There was also no broadband internet yet. Market data and execution speeds were painfully slow compared to today. And certainly few people except professionals in the big banks and fund houses had access to real-time news and price quotes via expensive Bloomberg or Reuters terminals.
But I did.
My university had a financial engineering laboratory which was used by post-grads in related courses. Reuters had sponsored some 15 terminals in it. I was given special access due to the nature of my graduation thesis and the senior professor supervising me.
And it was there, on the first day of the competition, that I noticed something strange and wonderful.
Latency
Latency, or more commonly known as ‘lag’, is the time needed for information to travel between two systems. This could be due to the cable transmission speed as well as the processing speed of the hardware and software used.
In financial trading terms, that’s the time needed for orders and market data to flow between the trader on one end and the electronic marketplace on the other.
20 years ago, latency was still measured in seconds for internet based trading platforms. Today it is measured in milliseconds and microseconds — a thousandth of a second and a millionth of a second respectively. To put that into context, an average blink lasts about 400 milliseconds.
Today, many high frequency trading (HFT) firms would pay tens of millions just to shave microseconds off their latency so that they could arbitrage between markets ahead of everyone else. But more on that later. Let’s talk about what happened 20 years ago first.
Although this startup’s platform tried to replicate the institutional market’s FX prices, I noticed in the lab that their latency could go up to quite a few seconds compared to the Reuters screen — especially when the market made quick and big moves in one direction.
This was great!
This meant I had time — sometimes for all three accounts — to key in orders to buy or sell a currency, already knowing it was definitely going to rise or fall.
It was a strategy that required only keen eyes and quick fingers. The profits were almost guaranteed.
And so I won the competition — not just the top prize but all the prizes. The combined winnings for first, second and third places was $10,000; a windfall for me and my friends.
Squandered opportunity
I don’t even remember what I did with the prize money. I think I squandered it away.
But 20 years later today, as I read about the world of HFT in Michael Lewis’ book ‘Flash Boys’, I realized just how much bigger, was the real opportunity I’ve squandered.
It should have occurred to me then, that as the world of financial markets moved to electronic trading, latency between new markets and exchanges was going to result in very profitable arbitraging opportunities!
I was a major in financial analysis then, a course modeled after the Chartered Financial Analyst (CFA) program. We studied traditional methods like fundamental analysis — which basically looks at economic forecasts, future cashflows and company financial statements — to value financial instruments and make trading decisions.

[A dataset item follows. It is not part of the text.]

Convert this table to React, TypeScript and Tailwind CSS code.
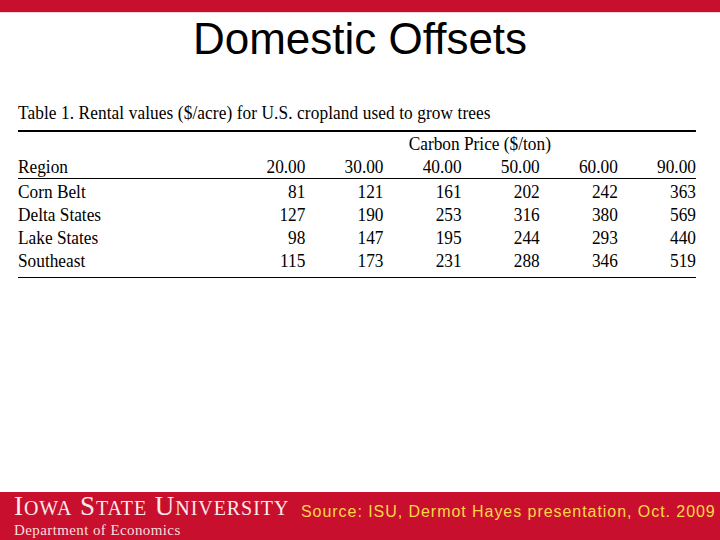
import React from "react";

const rows: string[][] = [
  ["Corn Belt", "81", "121", "161", "202", "242", "363"],
  ["Delta States", "127", "190", "253", "316", "380", "569"],
  ["Lake States", "98", "147", "195", "244", "293", "440"],
  ["Southeast", "115", "173", "231", "288", "346", "519"],
];

const prices = ["20.00", "30.00", "40.00", "50.00", "60.00", "90.00"];

export default function App() {
  return (
    <div className="w-[720px] h-[540px] bg-white flex flex-col overflow-hidden">
      <div className="h-[12px] shrink-0 bg-[#c8102e]" />
      <div className="h-[1px] shrink-0 bg-[#f6d5da]" />
      <h1 className="mt-[4px] text-center text-[44px] leading-[44px] text-black font-['Liberation_Sans',Arial,sans-serif]">
        Domestic Offsets
      </h1>
      <div className="mt-[40px] pl-[18px] flex-1">
        <div className="w-[745px] origin-left scale-x-[0.91] font-['Liberation_Serif','Times_New_Roman',serif] text-[19px] leading-[23px] text-black">
          <div className="whitespace-nowrap tracking-[0.1px]">
            Table 1. Rental values ($/acre) for U.S. cropland used to grow trees
          </div>
          <div className="mt-[6px] h-[1.5px] bg-black" />
          <div className="grid grid-cols-[230px_repeat(6,minmax(0,1fr))]">
            <div />
            <div className="col-span-6 pl-[40px] text-center whitespace-nowrap">
              Carbon Price ($/ton)
            </div>
            <div>Region</div>
            {prices.map((p) => (
              <div key={p} className="text-right">
                {p}
              </div>
            ))}
          </div>
          <div className="h-[1.5px] bg-black" />
          <div className="grid grid-cols-[230px_repeat(6,minmax(0,1fr))] pt-[1px]">
            {rows.map((r) =>
              r.map((c, i) => (
                <div
                  key={r[0] + i}
                  className={i === 0 ? "whitespace-nowrap" : "text-right"}
                >
                  {c}
                </div>
              ))
            )}
          </div>
          <div className="mt-[4.5px] h-[1.5px] bg-black" />
        </div>
      </div>
      <div className="h-[48px] shrink-0 bg-[#c8102e] flex items-start">
        <div className="w-[301px] shrink-0 pl-[14px] flex flex-col">
          <div className="pt-[2px] h-[26px] leading-[24px] text-[27px] tracking-[0.95px] text-[#fbeaea] whitespace-nowrap font-['Liberation_Serif','Times_New_Roman',serif]">
            I<span className="text-[20px]">OWA</span> S
            <span className="text-[20px]">TATE</span> U
            <span className="text-[20px]">NIVERSITY</span>
          </div>
          <div className="mt-[3px] text-[15px] leading-[18px] tracking-[0.4px] text-[#f3dede] whitespace-nowrap font-['Liberation_Serif','Times_New_Roman',serif]">
            Department of Economics
          </div>
        </div>
        <div className="pt-[10px] text-[16px] leading-[20px] tracking-[0.95px] text-[#fcd645] whitespace-nowrap font-['Liberation_Sans',Arial,sans-serif]">
          Source: ISU, Dermot Hayes presentation, Oct. 2009
        </div>
      </div>
    </div>
  );
}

That year I went on to win another trading competition (this time trading for real) organized by the Asian Wall Street Journal, and an investment essay competition organized by PIMCO, the largest bond fund in the world. As a poor student running out of funds, I accepted a job in JPMorgan as an analyst after graduation and never looked back.
By 2007, HFT shops were raking in billions at the expense of just about everyone else in the game. And here I am, reading about it 20 years later, suddenly reminded of that trading competition and the revelation on the huge trading opportunity to come that I should have capitalized on.
Had I been far more astute and truly learned from that experience, I should have gone on to do post-graduate studies in an I.T. related field that would have prepared me for developing automated arbitraging algorithms and systems.
I had missed the forest and saw only the tree…
The edge
Looking back at 20 years of my life: All the successes and failures, all the startups I’ve been in or consulted for, all the entrepreneurs I’ve talked to; great success often started with one important element — do you have an edge that no one else has?
More often than not, the young and ambitious looks at the success stories of the past, instead of looking towards the opportunities of the future.
Everything you’ve studied in school, all the case studies you’ve read — these taught you what someone else has done to successfully create or exploit opportunities they’ve found. To find that big advantage for your own future, you need to look forward and away from past experience and knowledge.
Whether you are aiming to fly high as an employee or entrepreneur, the same principle applies: What opportunities do the future hold that few has spotted? What can you do to develop an edge over others in that space?
Discovering that edge and staying focused on it is the best possible first step you can take towards great success!